It led to an hours-long conversation in which lots of you contributed really fascinating points about why to many, respectability politics is dissatisfying, at best, and sinister, at worst:

But in terms of where RP stems from, the answer is actually fascinating. One reader led us to this interview over at black feminist site For Harriet with Evelyn Brooks Higginbotham, the woman who first conceptualized the politics of respectability in 1993. The way in which Higginbotham used the term in her book, Righteous Discontent: The Women's Movement in the Black Baptist Church, 1880-1920, differs in some important ways from how the term is used today.

According to Higginbotham, the politics of respectability originally referred to a very nuanced notion of respect, especially in terms of class dynamics. The politics of respectability that she wrote about stemmed from a movement of low-income women fighting for their civil rights at the turn of the twentieth century. It was not, she says, the "snobbish...middle class" idea of respectability that comes to mind today. Here's how Higginbotham defines the term:

Your definition of yourself, the worth of who you are isn't determined in...contexts of racial discrimination. If you believe that you are worthy of respect and if you live a life that is worthy of respect, then nothing anybody else can say about you can define you.

This is really important because now what is a life worthy of respect?

And later:

The politics of respectability, and this is the key thing about it, gives you a moral authority to say to the outside world, "I am worthy of respect. You don't respect me, but I'm worthy of respect. You don't treat me like an equal person, but I know that I am an equal person, and because I am an equal person, I'm going to fight for my rights. I'm going to demand equality. I'm not going to let you treat me like a second class citizen." That's the way they interpreted this.
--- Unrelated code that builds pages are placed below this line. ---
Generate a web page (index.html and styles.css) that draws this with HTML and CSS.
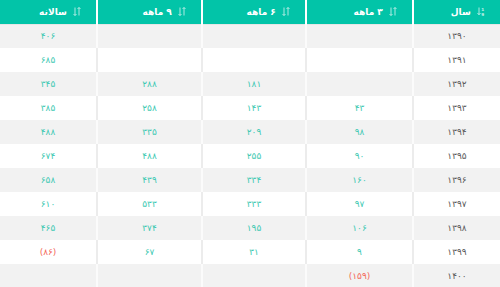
FILE: index.html
```html
<!DOCTYPE html>
<html lang="fa" dir="rtl">
<head>
  <meta charset="UTF-8" />
  <meta name="viewport" content="width=device-width, initial-scale=1.0"/>
  <title>سود هر سهم</title>
  <link rel="stylesheet" href="styles.css">
</head>
<body>
  <table class="eps">
    <colgroup>
      <col class="c-year">
      <col class="c-q3">
      <col class="c-q6">
      <col class="c-q9">
      <col class="c-yr">
    </colgroup>
    <thead>
      <tr>
        <th>
          <svg class="sort" viewBox="0 0 8 9" width="8" height="9"><path d="M2 0.5v7M0.5 6l1.5 1.8L3.5 6" /><text x="5.6" y="4" font-size="4.2" fill="currentColor" stroke="none" text-anchor="middle">1</text><text x="5.6" y="8.6" font-size="4.2" fill="currentColor" stroke="none" text-anchor="middle">9</text></svg>
          سال
        </th>
        <th><svg class="sort" viewBox="0 0 8 9" width="8" height="9"><path d="M2 0.5v8M0.5 7l1.5 1.5L3.5 7M6 8.5v-8M4.5 2L6 0.5 7.5 2" /></svg> ۳ ماهه</th>
        <th><svg class="sort" viewBox="0 0 8 9" width="8" height="9"><path d="M2 0.5v8M0.5 7l1.5 1.5L3.5 7M6 8.5v-8M4.5 2L6 0.5 7.5 2" /></svg> ۶ ماهه</th>
        <th><svg class="sort" viewBox="0 0 8 9" width="8" height="9"><path d="M2 0.5v8M0.5 7l1.5 1.5L3.5 7M6 8.5v-8M4.5 2L6 0.5 7.5 2" /></svg> ۹ ماهه</th>
        <th><svg class="sort" viewBox="0 0 8 9" width="8" height="9"><path d="M2 0.5v8M0.5 7l1.5 1.5L3.5 7M6 8.5v-8M4.5 2L6 0.5 7.5 2" /></svg> سالانه</th>
      </tr>
    </thead>
    <tbody>
      <tr><td class="year">۱۳۹۰</td><td></td><td></td><td></td><td>۴۰۶</td></tr>
      <tr><td class="year">۱۳۹۱</td><td></td><td></td><td></td><td>۶۸۵</td></tr>
      <tr><td class="year">۱۳۹۲</td><td></td><td>۱۸۱</td><td>۲۸۸</td><td>۳۴۵</td></tr>
      <tr><td class="year">۱۳۹۳</td><td>۴۳</td><td>۱۴۳</td><td>۲۵۸</td><td>۳۸۵</td></tr>
      <tr><td class="year">۱۳۹۴</td><td>۹۸</td><td>۲۰۹</td><td>۳۳۵</td><td>۴۸۸</td></tr>
      <tr><td class="year">۱۳۹۵</td><td>۹۰</td><td>۲۵۵</td><td>۴۸۸</td><td>۶۷۴</td></tr>
      <tr><td class="year">۱۳۹۶</td><td>۱۶۰</td><td>۳۳۴</td><td>۴۳۹</td><td>۶۵۸</td></tr>
      <tr><td class="year">۱۳۹۷</td><td>۹۷</td><td>۳۳۳</td><td>۵۳۳</td><td>۶۱۰</td></tr>
      <tr><td class="year">۱۳۹۸</td><td>۱۰۶</td><td>۱۹۵</td><td>۳۷۴</td><td>۴۶۵</td></tr>
      <tr><td class="year">۱۳۹۹</td><td>۹</td><td>۳۱</td><td>۶۷</td><td class="neg">(۸۶)</td></tr>
      <tr><td class="year">۱۴۰۰</td><td class="neg">(۱۵۹)</td><td></td><td></td><td></td></tr>
    </tbody>
  </table>
</body>
</html>
```

FILE: styles.css
```css
* {
  margin: 0;
  padding: 0;
  box-sizing: border-box;
}

body {
  background: #fff;
  font-family: "DejaVu Sans", "Noto Sans", sans-serif;
}

.eps {
  width: 500px;
  border-collapse: collapse;
  table-layout: fixed;
  direction: rtl;
}

.c-year { width: 87px; }
.c-q3 { width: 107px; }
.c-q6 { width: 104px; }
.c-q9 { width: 105px; }
.c-yr { width: 97px; }

.eps th {
  height: 24px;
  background: #02c4a8;
  color: #fff;
  font-size: 9px;
  font-weight: bold;
  text-align: right;
  padding: 0 15px 0 8px;
  border-left: 2px solid #fff;
  border-bottom: 1px solid #e6e6e6;
  white-space: nowrap;
}

.eps th:last-child {
  border-left: none;
}

.sort {
  vertical-align: -1px;
  margin-left: 3px;
  fill: none;
  stroke: currentColor;
  stroke-width: 0.9;
  opacity: 0.75;
}

.eps td {
  height: 24px;
  text-align: center;
  font-size: 9px;
  color: #3ec9b2;
  border-left: 2px solid #ececec;
}

.eps td:last-child {
  border-left: none;
}

.eps tbody tr:nth-child(odd) td {
  background: #f2f2f2;
  border-left-color: #fbfbfb;
}

.eps td.year {
  color: #5a5a5a;
}

.eps td.neg {
  color: #f4695a;
}
```
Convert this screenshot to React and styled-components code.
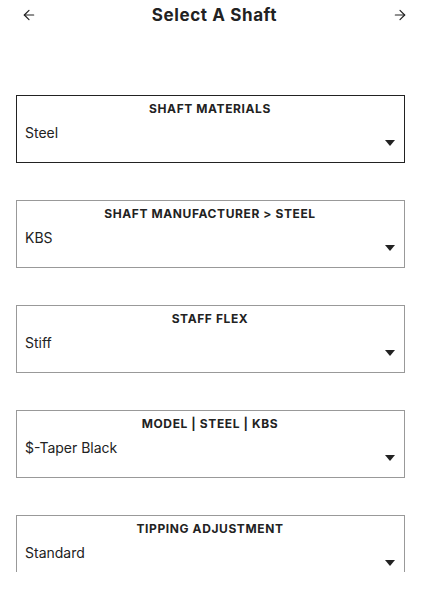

She goes on to describe how her definition of respectability politics plays out in a modern context:

It is defiant. Don't get it wrong now. It's not that it's not defiant, but it's respectful. [Bree Newsome is] not going to be respectful of that Confederate Flag being up there [on the South Carolina State House], just as previous activists were not respectful of segregation. They are going to jail. They are risking their lives, see? This isn't something that is not defiant. This is definitely defiant of American law, of the segregation values in the nation, they're not trying to tiptoe along with it such that they'll be liked, such that they please the white man, that kind of thing. That's not what that's about.

It's about doing it in a certain way that when people see you, they see respect. For her to come down reciting scripture, for Christian people who look at that, they respect her bravery. If she come down with profanities, that would have had a totally different impact.

Many people criticize the way that the politics of respectability can be used to discredit political resistance if that resistance doesn't present a certain way. But Dr. Higginbotham calls for a more utilitarian approach to the idea:

Now one could argue, and I do argue, that the conservative side of the politics of respectability is that they demanded of black people certain types of behavior that weren't necessary for your rights. For example, for them, it would have been really important, and it's also true for the Civil Rights Movement, when they went to march they wanted to look clean cut. They wanted to look clean cut because they wanted people to see them and say, "These are the respectable people. Look at these people. They're not even different from us. Their cause is something that we can identify with." The problem, and this is the conservative side of it, the problem is that how they dressed should not interfere with their right to vote. The truth of the matter is white people can dress any kind of way in this day and have a right to vote.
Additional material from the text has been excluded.